--- Source excerpt ---
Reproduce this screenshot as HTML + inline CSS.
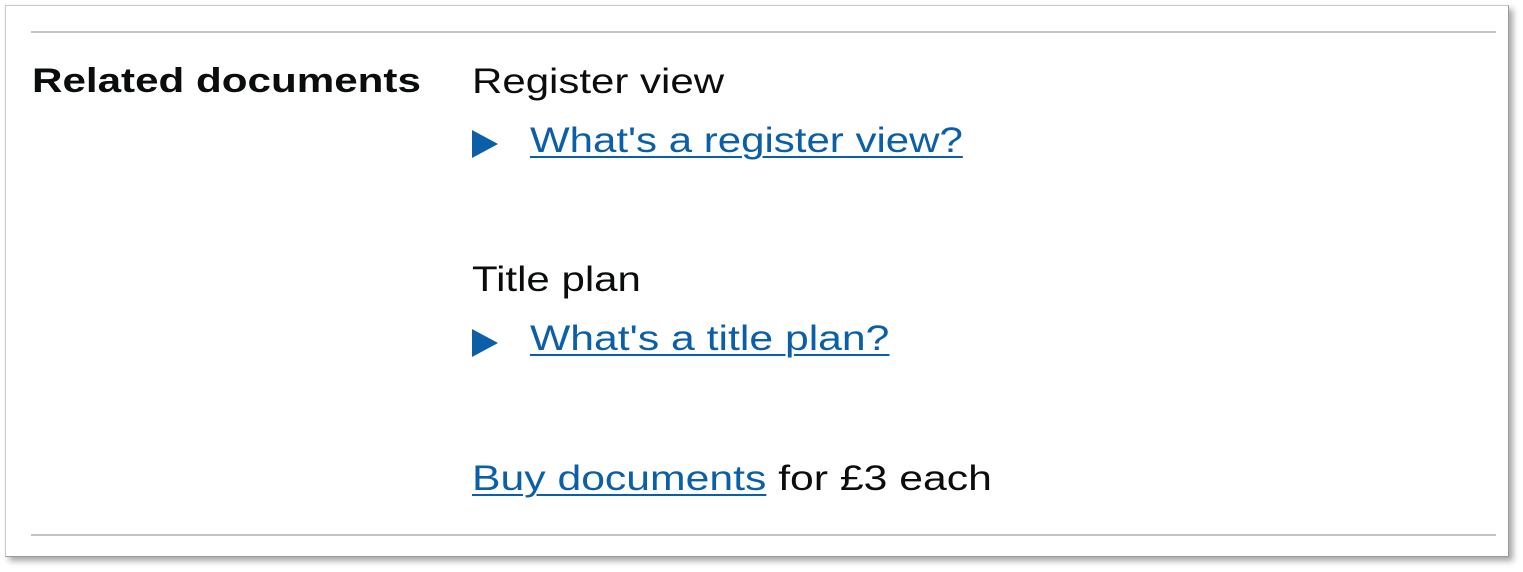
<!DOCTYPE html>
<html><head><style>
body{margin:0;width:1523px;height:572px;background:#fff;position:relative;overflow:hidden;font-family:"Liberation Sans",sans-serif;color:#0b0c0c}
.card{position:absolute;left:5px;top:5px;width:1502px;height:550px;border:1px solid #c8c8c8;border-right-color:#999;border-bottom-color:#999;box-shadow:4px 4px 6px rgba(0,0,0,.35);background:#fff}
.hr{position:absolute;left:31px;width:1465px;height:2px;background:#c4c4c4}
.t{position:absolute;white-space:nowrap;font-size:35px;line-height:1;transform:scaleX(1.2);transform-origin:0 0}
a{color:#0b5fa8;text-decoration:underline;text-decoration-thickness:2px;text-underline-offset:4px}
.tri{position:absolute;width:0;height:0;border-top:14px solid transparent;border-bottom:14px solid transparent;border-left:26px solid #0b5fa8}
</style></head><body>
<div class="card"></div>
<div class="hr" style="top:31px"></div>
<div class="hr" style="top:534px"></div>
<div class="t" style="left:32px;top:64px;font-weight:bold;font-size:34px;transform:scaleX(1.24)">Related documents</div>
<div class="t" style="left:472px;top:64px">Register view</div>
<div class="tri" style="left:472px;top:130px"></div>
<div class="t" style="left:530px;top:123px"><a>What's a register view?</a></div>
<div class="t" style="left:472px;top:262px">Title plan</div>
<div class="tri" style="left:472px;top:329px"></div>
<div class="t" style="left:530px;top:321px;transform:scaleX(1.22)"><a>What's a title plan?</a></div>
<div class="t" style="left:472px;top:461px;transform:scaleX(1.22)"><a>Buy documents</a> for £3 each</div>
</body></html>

--- Goal ---
Repeat verbatim all the material, but not the pictures.

--- Task response ---
Reproduce this screenshot as HTML + inline CSS.
<!DOCTYPE html>
<html><head><style>
body{margin:0;width:1523px;height:572px;background:#fff;position:relative;overflow:hidden;font-family:"Liberation Sans",sans-serif;color:#0b0c0c}
.card{position:absolute;left:5px;top:5px;width:1502px;height:550px;border:1px solid #c8c8c8;border-right-color:#999;border-bottom-color:#999;box-shadow:4px 4px 6px rgba(0,0,0,.35);background:#fff}
.hr{position:absolute;left:31px;width:1465px;height:2px;background:#c4c4c4}
.t{position:absolute;white-space:nowrap;font-size:35px;line-height:1;transform:scaleX(1.2);transform-origin:0 0}
a{color:#0b5fa8;text-decoration:underline;text-decoration-thickness:2px;text-underline-offset:4px}
.tri{position:absolute;width:0;height:0;border-top:14px solid transparent;border-bottom:14px solid transparent;border-left:26px solid #0b5fa8}
</style></head><body>
<div class="card"></div>
<div class="hr" style="top:31px"></div>
<div class="hr" style="top:534px"></div>
<div class="t" style="left:32px;top:64px;font-weight:bold;font-size:34px;transform:scaleX(1.24)">Related documents</div>
<div class="t" style="left:472px;top:64px">Register view</div>
<div class="tri" style="left:472px;top:130px"></div>
<div class="t" style="left:530px;top:123px"><a>What's a register view?</a></div>
<div class="t" style="left:472px;top:262px">Title plan</div>
<div class="tri" style="left:472px;top:329px"></div>
<div class="t" style="left:530px;top:321px;transform:scaleX(1.22)"><a>What's a title plan?</a></div>
<div class="t" style="left:472px;top:461px;transform:scaleX(1.22)"><a>Buy documents</a> for £3 each</div>
</body></html>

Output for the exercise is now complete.